My hypothesis is that this is by design. I am a cynical person by nature and I think Google broke organic search because devaluing organic results would make paid results less useless by comparison. And when you spend more time on Google, you are more likely to click on an ad. This may sound like a conspiracy theory, but there is a storied history of technology companies making their products less effective for financial gain. And as goes google, so goes Bing. I know Bing is a joke is the mainstream zeitgeist, but it is pretty much indistinguishable from Google.

So what?

Well the promise of the web, and the internet as a whole, was that information would be able to roam free. You could access any idea ever published. Given that there are 400 Million active websites now, so a functional search engine is important to sift through. In his now classic essay, Search is too important to be limited to one company, Cory Doctorow, wrote:

Search is the beginning and the end of the internet. Before search, there was the idea of an organised, hierarchical internet, set up along the lines of the Dewey Decimal system.
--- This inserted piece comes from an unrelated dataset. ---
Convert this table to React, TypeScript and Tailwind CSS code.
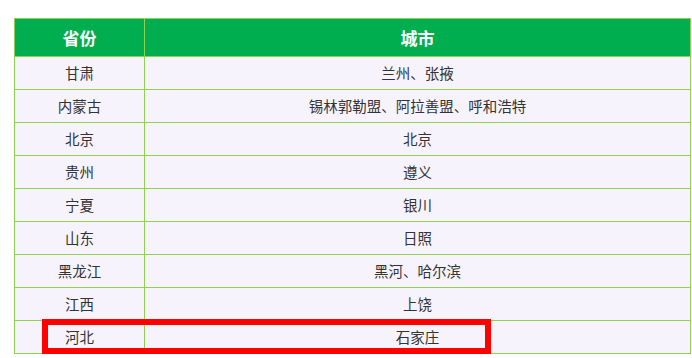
const rows: [string, string][] = [
  ["甘肃", "兰州、张掖"],
  ["内蒙古", "锡林郭勒盟、阿拉善盟、呼和浩特"],
  ["北京", "北京"],
  ["贵州", "遵义"],
  ["宁夏", "银川"],
  ["山东", "日照"],
  ["黑龙江", "黑河、哈尔滨"],
  ["江西", "上饶"],
  ["河北", "石家庄"],
];

export default function App() {
  return (
    <div
      className="w-[692px] h-[358px] bg-white overflow-hidden"
      style={{ fontFamily: '"Noto Sans CJK SC", "Noto Sans", sans-serif' }}
    >
      <div className="relative ml-[14px] mt-[18px] w-[677px] border border-[#92D050]">
        <div className="flex h-[38px] bg-[#00AE4F] border-b border-[#92D050] text-white font-bold text-[17px]">
          <div className="w-[130px] flex items-center justify-center border-r border-[#92D050]">省份</div>
          <div className="flex-1 flex items-center justify-center">城市</div>
        </div>
        {rows.map(([p, c], i) => (
          <div
            key={p}
            className={
              i === rows.length - 1
                ? "flex h-[32px] bg-[#F7F3FD] text-[#333] text-[14.5px]"
                : "flex h-[33px] bg-[#F7F3FD] text-[#333] text-[14.5px] border-b border-[#92D050]"
            }
          >
            <div className="w-[130px] flex items-center justify-center border-r border-[#92D050]">{p}</div>
            <div className="flex-1 flex items-center justify-center">{c}</div>
          </div>
        ))}
        <div className="absolute left-[27px] top-[300px] w-[449px] h-[35px] border-[6px] border-[#FF0000]" />
      </div>
    </div>
  );
}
The internet is converging towards the same commercial media model that existed before; information access is subject to either government censors or commercial interests. The promise of the internet might remain unfulfilled. We need an open web.

How to save the open web?

I have an idea that has been swirling inside my head, for a while, of a federated, peer-to-peer search index and distributed computing search engine that would be free of commercial interest. Will it take over Google? Probably not, but we have the means to build a completely free search engine. More on that later.

Google, either by design or through incompetence, have killed Search. Most results are spammy and provide very little value to users. Most useful information has been siloed is SEO free or unindexed silo. The solution might be to build a search engine of our own.